Nevertheless, in the leaked 2013 Abbottabad Commission report, the former head of the ISI appeared to publicly acknowledge Pakistan signing off on U.S. drone strikes: “It was easier to say no to them in the beginning, but ‘now it was more difficult’ to do so,” said the ISI’s former director general Ahmed Shuja Pasha. The classified document reported that “The DG [director general] said there were no written agreements. There was a political understanding.”
U.S. President Barack Obama has said that the U.S. operates drones with the cooperation of foreign governments, in part to protect strategic alliances. In a 2013 speech at the National Defense University, which remains the Administration’s most comprehensive and recent public statement on drone policy, Obama said “America cannot take [drone] strikes wherever we choose; our actions are bound by consultations with partners and respect for state sovereignty.”

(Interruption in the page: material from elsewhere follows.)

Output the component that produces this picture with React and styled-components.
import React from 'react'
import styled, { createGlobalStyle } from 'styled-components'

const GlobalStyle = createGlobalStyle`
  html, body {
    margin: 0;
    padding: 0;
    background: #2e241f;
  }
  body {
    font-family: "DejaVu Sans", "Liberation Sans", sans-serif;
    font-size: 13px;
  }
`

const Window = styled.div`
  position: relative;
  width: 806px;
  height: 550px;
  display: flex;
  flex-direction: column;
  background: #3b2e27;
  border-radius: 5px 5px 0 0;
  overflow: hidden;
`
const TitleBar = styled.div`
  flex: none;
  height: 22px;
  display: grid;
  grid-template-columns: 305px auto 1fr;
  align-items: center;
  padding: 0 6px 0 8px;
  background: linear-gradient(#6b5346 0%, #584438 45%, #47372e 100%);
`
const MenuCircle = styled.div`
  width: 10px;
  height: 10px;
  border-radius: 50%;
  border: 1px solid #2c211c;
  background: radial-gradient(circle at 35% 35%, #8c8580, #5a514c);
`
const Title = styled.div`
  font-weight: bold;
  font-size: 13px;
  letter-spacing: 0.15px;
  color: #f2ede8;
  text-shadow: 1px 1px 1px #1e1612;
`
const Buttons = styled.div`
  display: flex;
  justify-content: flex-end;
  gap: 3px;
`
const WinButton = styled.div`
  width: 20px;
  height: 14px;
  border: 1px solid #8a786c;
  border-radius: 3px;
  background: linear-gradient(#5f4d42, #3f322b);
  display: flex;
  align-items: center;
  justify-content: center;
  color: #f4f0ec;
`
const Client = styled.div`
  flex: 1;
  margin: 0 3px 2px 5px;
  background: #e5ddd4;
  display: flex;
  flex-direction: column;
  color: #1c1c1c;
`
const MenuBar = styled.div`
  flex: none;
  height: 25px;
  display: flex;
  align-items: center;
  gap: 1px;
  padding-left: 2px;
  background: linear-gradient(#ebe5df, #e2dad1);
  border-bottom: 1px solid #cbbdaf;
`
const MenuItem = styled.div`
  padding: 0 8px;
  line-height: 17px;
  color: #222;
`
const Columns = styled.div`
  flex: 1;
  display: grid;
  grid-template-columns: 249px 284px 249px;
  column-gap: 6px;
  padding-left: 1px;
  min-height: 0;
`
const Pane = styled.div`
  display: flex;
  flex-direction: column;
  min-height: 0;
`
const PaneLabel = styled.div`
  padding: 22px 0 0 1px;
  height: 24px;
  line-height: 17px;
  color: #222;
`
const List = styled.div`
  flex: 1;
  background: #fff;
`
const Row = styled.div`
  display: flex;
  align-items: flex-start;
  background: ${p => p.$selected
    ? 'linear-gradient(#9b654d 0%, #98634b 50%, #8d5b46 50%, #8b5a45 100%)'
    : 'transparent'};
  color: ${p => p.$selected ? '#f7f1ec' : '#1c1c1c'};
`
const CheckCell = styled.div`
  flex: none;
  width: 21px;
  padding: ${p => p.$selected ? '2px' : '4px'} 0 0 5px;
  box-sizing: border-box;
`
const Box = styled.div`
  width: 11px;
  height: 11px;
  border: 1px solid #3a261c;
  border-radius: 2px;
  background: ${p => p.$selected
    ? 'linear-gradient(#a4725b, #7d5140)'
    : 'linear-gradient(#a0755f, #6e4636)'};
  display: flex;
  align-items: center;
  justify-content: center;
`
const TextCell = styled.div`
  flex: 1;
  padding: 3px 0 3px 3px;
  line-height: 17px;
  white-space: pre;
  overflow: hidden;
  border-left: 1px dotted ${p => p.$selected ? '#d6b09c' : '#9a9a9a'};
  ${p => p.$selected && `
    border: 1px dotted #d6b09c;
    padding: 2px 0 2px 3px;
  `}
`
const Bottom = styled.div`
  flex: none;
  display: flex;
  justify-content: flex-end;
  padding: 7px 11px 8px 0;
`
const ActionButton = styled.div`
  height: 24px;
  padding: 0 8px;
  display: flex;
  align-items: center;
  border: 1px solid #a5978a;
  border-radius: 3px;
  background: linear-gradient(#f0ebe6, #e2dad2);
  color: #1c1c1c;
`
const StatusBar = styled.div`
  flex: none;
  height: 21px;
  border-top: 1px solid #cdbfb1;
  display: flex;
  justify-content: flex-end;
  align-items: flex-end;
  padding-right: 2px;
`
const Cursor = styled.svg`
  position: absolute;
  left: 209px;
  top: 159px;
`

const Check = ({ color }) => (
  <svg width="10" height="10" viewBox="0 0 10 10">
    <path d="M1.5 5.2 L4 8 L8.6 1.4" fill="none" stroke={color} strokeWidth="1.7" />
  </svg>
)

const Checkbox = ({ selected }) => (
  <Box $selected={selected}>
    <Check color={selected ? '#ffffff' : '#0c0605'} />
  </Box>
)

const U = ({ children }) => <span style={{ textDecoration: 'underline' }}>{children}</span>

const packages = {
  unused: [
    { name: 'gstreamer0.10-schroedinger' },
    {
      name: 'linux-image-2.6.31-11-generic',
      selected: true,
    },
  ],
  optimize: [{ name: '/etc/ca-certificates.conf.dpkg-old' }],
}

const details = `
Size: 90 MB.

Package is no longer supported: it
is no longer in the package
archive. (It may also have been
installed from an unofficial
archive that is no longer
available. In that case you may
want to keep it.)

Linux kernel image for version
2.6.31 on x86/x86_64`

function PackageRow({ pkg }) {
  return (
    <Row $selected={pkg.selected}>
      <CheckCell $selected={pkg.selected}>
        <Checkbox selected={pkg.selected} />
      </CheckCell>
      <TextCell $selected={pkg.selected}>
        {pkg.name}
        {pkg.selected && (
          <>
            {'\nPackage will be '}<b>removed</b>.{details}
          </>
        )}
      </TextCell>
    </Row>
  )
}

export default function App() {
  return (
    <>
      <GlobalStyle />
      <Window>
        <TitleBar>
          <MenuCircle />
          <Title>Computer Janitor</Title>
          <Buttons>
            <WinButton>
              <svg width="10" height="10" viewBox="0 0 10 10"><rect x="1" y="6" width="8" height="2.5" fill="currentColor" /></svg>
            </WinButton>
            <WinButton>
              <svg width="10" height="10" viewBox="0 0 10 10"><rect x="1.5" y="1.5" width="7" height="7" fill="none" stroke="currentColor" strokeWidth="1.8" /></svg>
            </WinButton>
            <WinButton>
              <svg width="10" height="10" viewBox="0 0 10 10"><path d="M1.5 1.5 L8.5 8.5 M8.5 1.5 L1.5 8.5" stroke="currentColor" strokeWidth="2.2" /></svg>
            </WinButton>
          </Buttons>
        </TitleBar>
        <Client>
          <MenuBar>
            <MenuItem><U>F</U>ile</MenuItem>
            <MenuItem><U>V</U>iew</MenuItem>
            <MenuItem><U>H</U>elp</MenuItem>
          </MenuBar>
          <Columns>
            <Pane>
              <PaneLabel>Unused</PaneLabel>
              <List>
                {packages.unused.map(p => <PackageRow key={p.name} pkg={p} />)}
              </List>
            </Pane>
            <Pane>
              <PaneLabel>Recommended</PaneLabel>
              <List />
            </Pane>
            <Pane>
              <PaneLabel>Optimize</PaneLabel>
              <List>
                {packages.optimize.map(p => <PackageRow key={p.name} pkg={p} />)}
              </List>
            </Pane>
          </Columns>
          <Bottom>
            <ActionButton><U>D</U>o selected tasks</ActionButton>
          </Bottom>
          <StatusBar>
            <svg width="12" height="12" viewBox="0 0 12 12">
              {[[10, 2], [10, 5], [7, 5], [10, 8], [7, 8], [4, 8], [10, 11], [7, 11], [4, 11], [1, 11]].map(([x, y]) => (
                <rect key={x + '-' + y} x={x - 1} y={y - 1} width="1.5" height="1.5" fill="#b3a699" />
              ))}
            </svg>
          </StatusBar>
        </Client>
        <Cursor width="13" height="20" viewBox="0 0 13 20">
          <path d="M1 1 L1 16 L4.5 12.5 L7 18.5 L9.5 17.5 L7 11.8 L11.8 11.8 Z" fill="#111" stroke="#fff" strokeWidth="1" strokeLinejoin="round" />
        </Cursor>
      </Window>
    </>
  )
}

Still, Pakistan’s Prime Minister Nawaz Sharif rebutted Obama’s speech a few months later, saying, “The government of Pakistan has made its position clear that drone strikes constituted a violation of Pakistan’s sovereignty, violative of international humanitarian laws, besides being counterproductive to our efforts for bringing peace and stability in Pakistan and the region.”

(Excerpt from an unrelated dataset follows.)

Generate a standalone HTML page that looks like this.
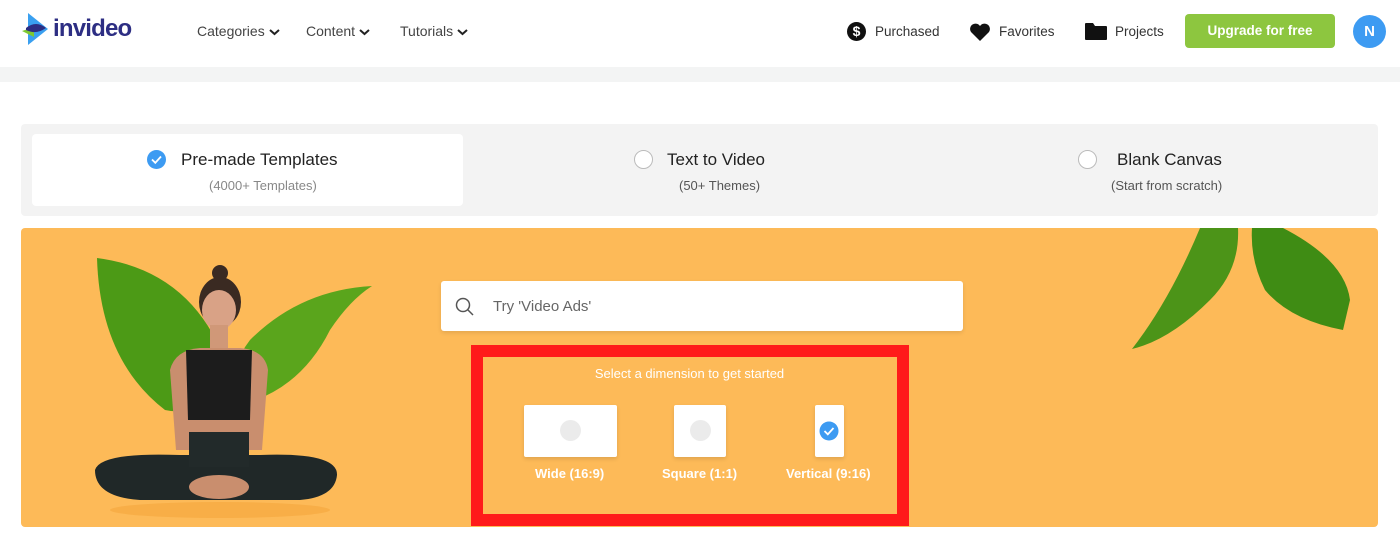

Ultimately, the Islamabad High Court’s action may reveal more details of how the drone program operates in Pakistan and which state agencies, if any, interface with U.S. officials in the decisionmaking process. Pakistan’s courts, increasingly powerful and independent, have emerged as an important arena to wrestle for these answers.

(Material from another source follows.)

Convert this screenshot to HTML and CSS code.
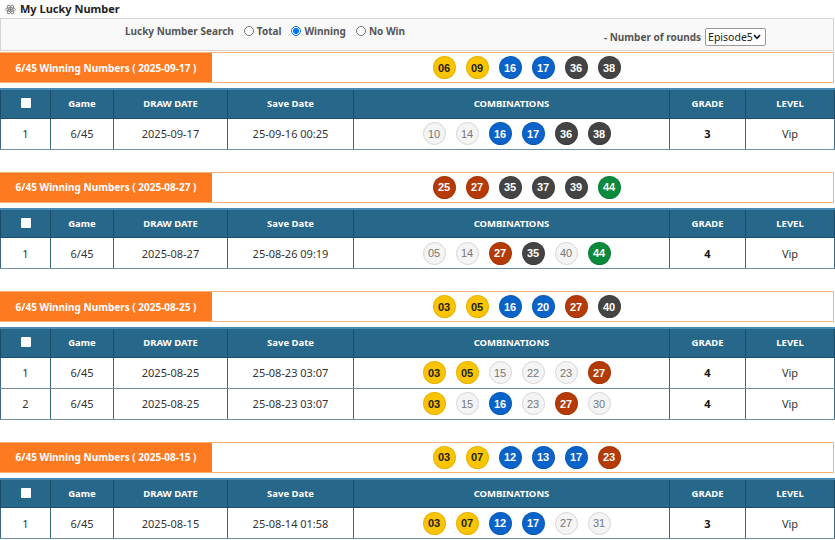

For Khan, who is still desperate to learn who ordered the death of his brother and son, culpability is less important than accountability.
“The Pakistani government owes it to Kareem Khan, and the many other civilian victims of U.S. drone strikes, to honor the judgment. Justice and an end to drone strikes are long overdue,” said Gibson, the Reprieve lawyer.
In a statement after the judge’s order last week, Khan said, “I sincerely hope that authorities now will do their job and proceed against the culprits.”